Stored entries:
_ _ _ _ _ _ _
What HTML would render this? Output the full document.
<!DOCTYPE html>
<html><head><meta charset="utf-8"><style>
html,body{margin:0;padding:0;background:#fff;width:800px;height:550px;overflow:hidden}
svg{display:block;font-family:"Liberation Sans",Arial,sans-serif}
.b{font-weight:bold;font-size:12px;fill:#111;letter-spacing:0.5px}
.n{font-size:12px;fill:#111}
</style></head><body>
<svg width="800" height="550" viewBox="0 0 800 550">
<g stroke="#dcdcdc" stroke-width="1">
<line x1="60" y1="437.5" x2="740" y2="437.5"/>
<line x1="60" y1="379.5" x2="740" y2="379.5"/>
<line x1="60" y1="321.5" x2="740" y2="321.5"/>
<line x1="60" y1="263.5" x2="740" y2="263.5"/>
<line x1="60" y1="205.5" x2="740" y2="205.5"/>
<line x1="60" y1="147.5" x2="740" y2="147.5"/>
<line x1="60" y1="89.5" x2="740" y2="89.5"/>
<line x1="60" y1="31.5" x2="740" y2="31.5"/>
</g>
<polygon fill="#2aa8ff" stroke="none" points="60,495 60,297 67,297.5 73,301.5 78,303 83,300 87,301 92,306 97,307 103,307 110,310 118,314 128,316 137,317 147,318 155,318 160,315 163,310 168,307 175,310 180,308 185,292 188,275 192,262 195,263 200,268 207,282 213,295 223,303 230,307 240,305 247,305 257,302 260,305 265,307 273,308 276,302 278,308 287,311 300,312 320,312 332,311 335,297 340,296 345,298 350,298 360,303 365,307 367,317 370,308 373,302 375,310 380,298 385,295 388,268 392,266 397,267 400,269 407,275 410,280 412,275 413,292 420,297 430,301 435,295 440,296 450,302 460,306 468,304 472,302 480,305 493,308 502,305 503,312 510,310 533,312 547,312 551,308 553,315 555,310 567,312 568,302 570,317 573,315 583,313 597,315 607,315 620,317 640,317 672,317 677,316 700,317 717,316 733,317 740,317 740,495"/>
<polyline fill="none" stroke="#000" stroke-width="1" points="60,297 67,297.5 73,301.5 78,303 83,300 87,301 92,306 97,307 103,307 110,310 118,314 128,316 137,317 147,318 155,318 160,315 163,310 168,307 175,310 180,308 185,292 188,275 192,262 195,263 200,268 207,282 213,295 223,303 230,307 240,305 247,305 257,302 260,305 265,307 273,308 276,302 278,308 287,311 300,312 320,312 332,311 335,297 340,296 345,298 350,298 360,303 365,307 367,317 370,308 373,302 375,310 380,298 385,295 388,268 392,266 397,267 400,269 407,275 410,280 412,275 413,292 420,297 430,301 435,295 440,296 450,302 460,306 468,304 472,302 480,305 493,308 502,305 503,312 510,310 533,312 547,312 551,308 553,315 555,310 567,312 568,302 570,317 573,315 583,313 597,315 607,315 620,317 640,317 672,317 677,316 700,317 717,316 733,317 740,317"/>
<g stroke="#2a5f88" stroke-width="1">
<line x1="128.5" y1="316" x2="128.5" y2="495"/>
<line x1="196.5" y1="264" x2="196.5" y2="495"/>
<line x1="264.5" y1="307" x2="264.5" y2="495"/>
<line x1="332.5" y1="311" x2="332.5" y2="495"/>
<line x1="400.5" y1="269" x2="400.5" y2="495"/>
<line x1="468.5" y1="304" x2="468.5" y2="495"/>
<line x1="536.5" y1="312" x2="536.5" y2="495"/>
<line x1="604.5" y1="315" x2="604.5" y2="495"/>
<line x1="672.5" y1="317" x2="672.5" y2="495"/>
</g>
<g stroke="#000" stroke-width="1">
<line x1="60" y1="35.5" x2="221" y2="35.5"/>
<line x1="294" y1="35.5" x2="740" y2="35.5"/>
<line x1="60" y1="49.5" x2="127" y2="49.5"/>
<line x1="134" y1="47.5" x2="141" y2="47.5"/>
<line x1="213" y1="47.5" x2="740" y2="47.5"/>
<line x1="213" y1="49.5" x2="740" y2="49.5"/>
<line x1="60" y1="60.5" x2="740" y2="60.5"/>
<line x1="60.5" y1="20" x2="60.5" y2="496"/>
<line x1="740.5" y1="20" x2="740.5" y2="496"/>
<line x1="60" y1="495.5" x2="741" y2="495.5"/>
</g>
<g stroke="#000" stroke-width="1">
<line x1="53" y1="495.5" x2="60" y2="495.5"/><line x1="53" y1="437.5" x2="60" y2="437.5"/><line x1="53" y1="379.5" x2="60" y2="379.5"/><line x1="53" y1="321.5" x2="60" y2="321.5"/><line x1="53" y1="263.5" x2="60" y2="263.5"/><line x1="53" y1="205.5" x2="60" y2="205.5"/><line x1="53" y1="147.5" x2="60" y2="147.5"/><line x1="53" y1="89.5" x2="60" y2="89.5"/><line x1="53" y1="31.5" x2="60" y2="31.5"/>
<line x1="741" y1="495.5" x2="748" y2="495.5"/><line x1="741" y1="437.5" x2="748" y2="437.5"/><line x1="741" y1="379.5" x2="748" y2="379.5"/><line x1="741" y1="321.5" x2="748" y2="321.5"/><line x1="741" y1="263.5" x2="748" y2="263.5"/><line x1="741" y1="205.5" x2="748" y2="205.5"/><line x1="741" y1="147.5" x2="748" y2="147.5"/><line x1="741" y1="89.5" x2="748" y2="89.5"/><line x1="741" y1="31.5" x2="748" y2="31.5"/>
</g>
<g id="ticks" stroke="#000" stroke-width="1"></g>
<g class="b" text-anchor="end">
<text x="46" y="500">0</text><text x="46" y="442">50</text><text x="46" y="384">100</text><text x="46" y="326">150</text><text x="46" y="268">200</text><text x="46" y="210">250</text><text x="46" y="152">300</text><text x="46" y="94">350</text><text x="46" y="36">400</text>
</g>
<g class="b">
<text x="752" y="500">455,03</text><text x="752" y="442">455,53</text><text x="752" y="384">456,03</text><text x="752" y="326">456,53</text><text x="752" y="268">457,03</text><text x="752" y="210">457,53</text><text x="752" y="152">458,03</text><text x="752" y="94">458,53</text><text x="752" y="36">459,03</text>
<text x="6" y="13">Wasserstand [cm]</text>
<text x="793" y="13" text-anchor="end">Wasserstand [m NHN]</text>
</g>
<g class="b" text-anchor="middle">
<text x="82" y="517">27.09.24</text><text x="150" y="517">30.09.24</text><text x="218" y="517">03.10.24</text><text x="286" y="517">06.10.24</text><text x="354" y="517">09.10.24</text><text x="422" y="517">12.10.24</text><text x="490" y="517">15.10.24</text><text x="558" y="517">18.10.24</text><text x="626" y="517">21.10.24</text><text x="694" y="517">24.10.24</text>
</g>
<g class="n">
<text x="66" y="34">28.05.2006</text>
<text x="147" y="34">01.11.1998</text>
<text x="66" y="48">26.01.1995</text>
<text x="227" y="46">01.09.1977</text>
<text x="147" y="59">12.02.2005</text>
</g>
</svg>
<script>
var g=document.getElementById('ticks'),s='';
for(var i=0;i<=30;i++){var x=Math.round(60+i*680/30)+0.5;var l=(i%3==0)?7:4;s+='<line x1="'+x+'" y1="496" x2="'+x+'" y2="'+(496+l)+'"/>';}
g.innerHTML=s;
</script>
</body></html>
_ _ _ _ _ _ _
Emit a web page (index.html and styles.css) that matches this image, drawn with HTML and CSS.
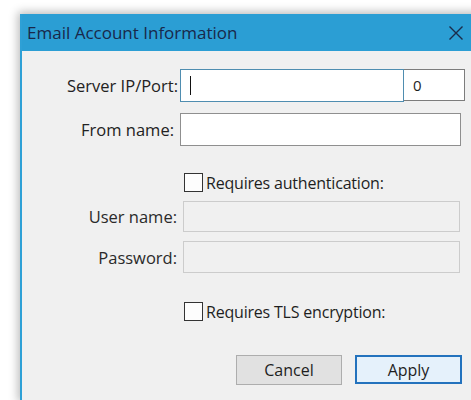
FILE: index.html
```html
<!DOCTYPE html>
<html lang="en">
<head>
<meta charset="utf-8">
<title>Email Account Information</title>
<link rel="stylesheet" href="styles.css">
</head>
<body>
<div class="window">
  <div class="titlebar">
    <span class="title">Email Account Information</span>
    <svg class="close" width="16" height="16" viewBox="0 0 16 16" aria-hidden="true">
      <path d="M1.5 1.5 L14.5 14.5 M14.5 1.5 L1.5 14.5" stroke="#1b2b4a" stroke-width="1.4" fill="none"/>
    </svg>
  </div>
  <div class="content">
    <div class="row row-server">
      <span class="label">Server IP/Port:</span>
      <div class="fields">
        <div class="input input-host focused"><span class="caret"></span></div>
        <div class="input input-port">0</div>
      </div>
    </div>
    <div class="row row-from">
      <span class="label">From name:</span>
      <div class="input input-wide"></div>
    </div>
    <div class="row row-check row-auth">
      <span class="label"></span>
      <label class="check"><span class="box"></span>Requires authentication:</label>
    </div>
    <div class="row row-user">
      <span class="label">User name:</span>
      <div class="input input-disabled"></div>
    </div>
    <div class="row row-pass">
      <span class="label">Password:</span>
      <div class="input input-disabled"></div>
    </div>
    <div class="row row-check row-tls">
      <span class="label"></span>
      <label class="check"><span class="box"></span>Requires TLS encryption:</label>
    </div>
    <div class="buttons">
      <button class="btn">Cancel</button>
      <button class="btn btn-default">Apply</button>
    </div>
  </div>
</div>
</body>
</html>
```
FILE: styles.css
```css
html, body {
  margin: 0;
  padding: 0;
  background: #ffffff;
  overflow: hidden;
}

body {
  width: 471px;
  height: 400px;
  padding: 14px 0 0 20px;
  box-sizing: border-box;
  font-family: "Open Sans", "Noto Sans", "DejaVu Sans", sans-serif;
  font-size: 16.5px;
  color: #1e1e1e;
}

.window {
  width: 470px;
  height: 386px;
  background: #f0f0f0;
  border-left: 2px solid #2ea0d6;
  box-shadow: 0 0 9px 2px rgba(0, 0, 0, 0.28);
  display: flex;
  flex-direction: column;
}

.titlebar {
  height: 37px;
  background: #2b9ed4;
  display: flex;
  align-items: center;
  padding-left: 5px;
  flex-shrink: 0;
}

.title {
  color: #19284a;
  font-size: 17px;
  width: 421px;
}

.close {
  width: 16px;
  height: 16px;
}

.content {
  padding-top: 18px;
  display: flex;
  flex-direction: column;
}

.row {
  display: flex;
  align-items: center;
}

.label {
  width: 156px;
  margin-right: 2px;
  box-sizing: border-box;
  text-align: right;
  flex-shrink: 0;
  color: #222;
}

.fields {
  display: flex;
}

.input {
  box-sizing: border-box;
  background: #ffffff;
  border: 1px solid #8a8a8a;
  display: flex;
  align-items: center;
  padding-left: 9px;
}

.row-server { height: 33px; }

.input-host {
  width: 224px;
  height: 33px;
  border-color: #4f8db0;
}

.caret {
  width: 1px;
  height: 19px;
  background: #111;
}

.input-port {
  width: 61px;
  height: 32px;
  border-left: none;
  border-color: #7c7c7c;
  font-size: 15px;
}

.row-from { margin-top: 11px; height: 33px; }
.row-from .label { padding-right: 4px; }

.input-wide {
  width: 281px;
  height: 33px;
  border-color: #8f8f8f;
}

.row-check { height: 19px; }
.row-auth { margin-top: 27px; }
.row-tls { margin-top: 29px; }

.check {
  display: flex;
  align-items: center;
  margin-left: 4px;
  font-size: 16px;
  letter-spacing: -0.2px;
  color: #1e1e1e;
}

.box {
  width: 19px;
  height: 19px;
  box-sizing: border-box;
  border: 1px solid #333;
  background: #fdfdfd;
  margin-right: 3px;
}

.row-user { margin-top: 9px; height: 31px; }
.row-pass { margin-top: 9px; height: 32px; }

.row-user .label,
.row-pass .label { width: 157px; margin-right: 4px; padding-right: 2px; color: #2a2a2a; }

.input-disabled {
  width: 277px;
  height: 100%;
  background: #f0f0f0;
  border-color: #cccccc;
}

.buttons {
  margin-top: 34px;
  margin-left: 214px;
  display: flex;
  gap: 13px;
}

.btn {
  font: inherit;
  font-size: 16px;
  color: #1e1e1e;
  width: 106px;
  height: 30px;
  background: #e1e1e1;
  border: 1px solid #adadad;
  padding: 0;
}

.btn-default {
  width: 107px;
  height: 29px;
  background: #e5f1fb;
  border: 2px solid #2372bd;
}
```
_ _ _ _ _ _ _
Job => Gather up, from the records above, each line where the word "index" appears.

Response =>
Emit a web page (index.html and styles.css) that matches this image, drawn with HTML and CSS.
FILE: index.html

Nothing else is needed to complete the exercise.